橿原市議会の果たす役割とは 良識問われる新スポーツ拠点整備

論説委員 寺前伊平

 地方行政を進める上で首長と議会は「車の両輪」だと重要視されてきた。同じように「是々非々」という言葉もよく使われてきた。なんとなく「死語化」しているようにも思えるのだが、肝心かなめの時に活かされることもある。
 早稲田大学マニュフェスト研究所が、全国1788議会に対して行った「議会改革度調査2020」において、「議会機能強化」の部で、宇陀市議会が295位にランクインした=本紙既報=。
 思い返せば、市長と市議会が正常な形を取り戻したのは、1年前の6月議会からだった。2年にわたって重要案件で当時の市長と議会の歯車が全く合わなくなり、一人の職員を自死にまで追いやってしまったのだ。
 議会で不信任決議案を可決。当時の市長は伝家の宝刀を抜き、議会を解散してしまった。その後の市議会選挙で、当時の反市長派が不信任決議案再可決に必要な議席を獲得。臨時議会で当時の市長は失職した。出直し市長選で返り咲きを狙った前市長。現市長にダブルスコアの差を付けられて敗れ去ったのである。
 自治体のトップは、政治信条の下で譲れるところと譲れないところを持ち合わせている。それでも、全体を精査して柔軟に対応できる能力が必要条件である。同じ方向に船を漕(こ)いでいくには、議会との十分なコミュニケーションがとれていないとできない。やはり「車の両輪」である。
 10年後の令和13(2031)年に県内開催が内々定している国民スポーツ大会(国体)・全国障害者スポーツ大会。県立橿原公苑と橿原市営橿原運動公園を一体とする新しいスポーツ拠点整備について、すでに県と橿原市は連携して協力していくことで覚書を交わしている。

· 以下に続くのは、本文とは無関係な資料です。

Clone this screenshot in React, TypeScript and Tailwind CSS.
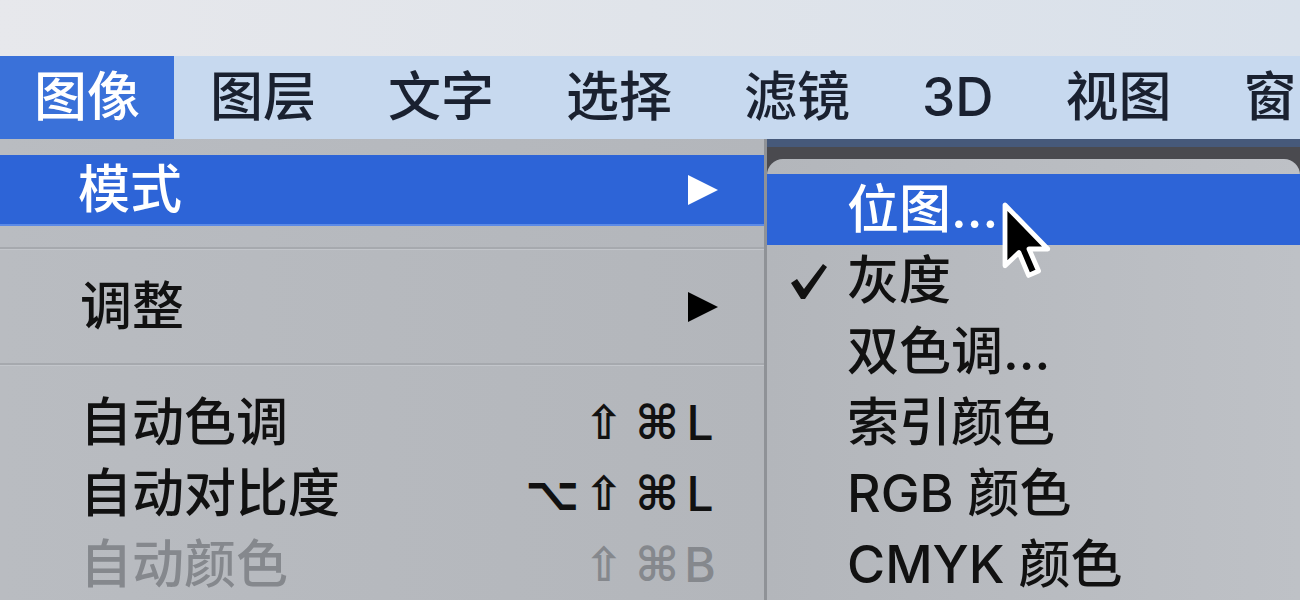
import React from "react";

const CJK = { fontFamily: '"Inter", "Noto Sans CJK SC", sans-serif' };
const SYM = { fontFamily: '"DejaVu Sans", "Noto Sans CJK SC", sans-serif' };

const barItems = ["图像", "图层", "文字", "选择", "滤镜", "3D", "视图", "窗口"];

function Triangle({ color }: { color: string }) {
  return (
    <svg width="32" height="32" viewBox="0 0 32 32">
      <polygon points="1,1 31,16 1,31" fill={color} />
    </svg>
  );
}

// modifier glyphs in DejaVu, the key letter in the menu font
function Keys({ keys, dim }: { keys: string[]; dim?: boolean }) {
  const widths: Record<string, string> = { "⌥": "w-[52px]", "⇧": "w-[54px]", "⌘": "w-[52px]" };
  return (
    <div className={`flex items-center leading-none ${dim ? "text-[#85888d]" : "text-[#111]"}`}>
      {keys.map((k, i) =>
        widths[k] ? (
          <span key={i} className={`${widths[k]} text-center text-[47px] font-bold`} style={SYM}>
            {k}
          </span>
        ) : (
          <span key={i} className="w-[34px] text-center text-[48px] font-medium">
            {k}
          </span>
        )
      )}
    </div>
  );
}

function Separator() {
  return (
    <div className="h-[45px] flex items-center">
      <div className="w-full h-[3px] bg-[#a6a9ae] border-b border-[#c3c6cb]" />
    </div>
  );
}

function Cursor() {
  return (
    <svg className="absolute left-[999px] top-[201px]" width="52" height="80" viewBox="0 0 13 20">
      <path
        d="M1.5 1 L1.5 16.2 L5 12.9 L7.4 18.6 L9.9 17.5 L7.5 12 L12.2 12 Z"
        fill="#000"
        stroke="#fff"
        strokeWidth="1.2"
        strokeLinejoin="round"
      />
    </svg>
  );
}

export default function App() {
  return (
    <div className="relative w-[1300px] h-[600px] overflow-hidden bg-[#e3e6eb] font-medium" style={CJK}>
      {/* window top */}
      <div className="h-[56px] bg-gradient-to-r from-[#e7e8ec] via-[#e0e4ea] to-[#d9e1eb]" />

      {/* menu bar */}
      <div className="h-[83px] flex bg-[#c7d9ef] text-[53px] text-[#1a2130] leading-none whitespace-nowrap">
        {barItems.map((t, i) => (
          <div
            key={t}
            className={`flex items-center ${i === 0 ? "bg-[#3a71d9] text-white w-[175px] px-[34px]" : "px-[36px]"}`}
          >
            {t}
          </div>
        ))}
      </div>

      <div className="flex h-[461px]">
        {/* main menu */}
        <div className="w-[767px] shrink-0 bg-gradient-to-r from-[#b9bcc1] to-[#b3b6bb] pt-[16px] text-[52px] text-[#111] border-r-[3px] border-[#8f9297]">
          <div className="h-[71px] flex items-center justify-between pl-[78px] pr-[45px] bg-[#2d64d7] text-white border-b-2 border-[#5c8ae6]">
            <span>模式</span>
            <Triangle color="#fff" />
          </div>
          <Separator />
          <div className="h-[71px] flex items-center justify-between pl-[80px] pr-[45px]">
            <span>调整</span>
            <Triangle color="#000" />
          </div>
          <Separator />
          <div className="h-[71px] flex items-center justify-between pl-[80px] pr-[47px]">
            <span>自动色调</span>
            <Keys keys={["⇧", "⌘", "L"]} />
          </div>
          <div className="h-[71px] flex items-center justify-between pl-[80px] pr-[47px]">
            <span>自动对比度</span>
            <Keys keys={["⌥", "⇧", "⌘", "L"]} />
          </div>
          <div className="h-[71px] flex items-center justify-between pl-[80px] pr-[47px] text-[#85888d]">
            <span>自动颜色</span>
            <Keys keys={["⇧", "⌘", "B"]} dim />
          </div>
        </div>

        {/* submenu column */}
        <div className="flex-1 flex flex-col">
          <div className="h-[11px] bg-[#46597a]" />
          <div className="flex-1 flex flex-col bg-[#4a4a4f] pt-[12px]">
            <div className="flex-1 rounded-t-[16px] bg-gradient-to-r from-[#b3b6bb] to-[#bec1c6] pt-[15px] text-[52px] text-[#111]">
              <div className="h-[71px] flex items-center pl-[80px] bg-[#2d64d7] text-white">位图...</div>
              <div className="h-[71px] flex items-center pl-[22px]">
                <svg width="40" height="40" viewBox="0 0 40 40" className="mr-[18px]">
                  <path d="M2 22 L8 18 L15 28 L34 3 L38 6 L16 38 L12 38 Z" fill="#111" />
                </svg>
                <span>灰度</span>
              </div>
              <div className="h-[71px] flex items-center pl-[80px]">双色调...</div>
              <div className="h-[71px] flex items-center pl-[80px]">索引颜色</div>
              <div className="h-[71px] flex items-center pl-[80px]">RGB 颜色</div>
              <div className="h-[71px] flex items-center pl-[80px]">CMYK 颜色</div>
            </div>
          </div>
        </div>
      </div>

      <Cursor />
    </div>
  );
}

 その覚書には「一体整備を具体的に進めるには、双方(県議会と橿原市議会)の了承を得ることが条件」の一文がある。県議会の南部振興議員連盟は一早く、「大会主会場となる施設を、南部・東部地域の中心地である橿原市に整備してもらいたい」と市長と議長宛てに要望書を提出している。これは、橿原市議会6月定例会で同問題の審議がスムーズにいくための事前の配慮ととらえたい。
 先の「議会改革度調査2020」で「情報共有」の部で196位となった橿原市議会である。今年2月の市議会選挙で女性議員が5人に躍進した。6月定例会では、女性議員の意見を共有しながら、新スポーツ施設の拠点づくりの論議を深めていただきたい。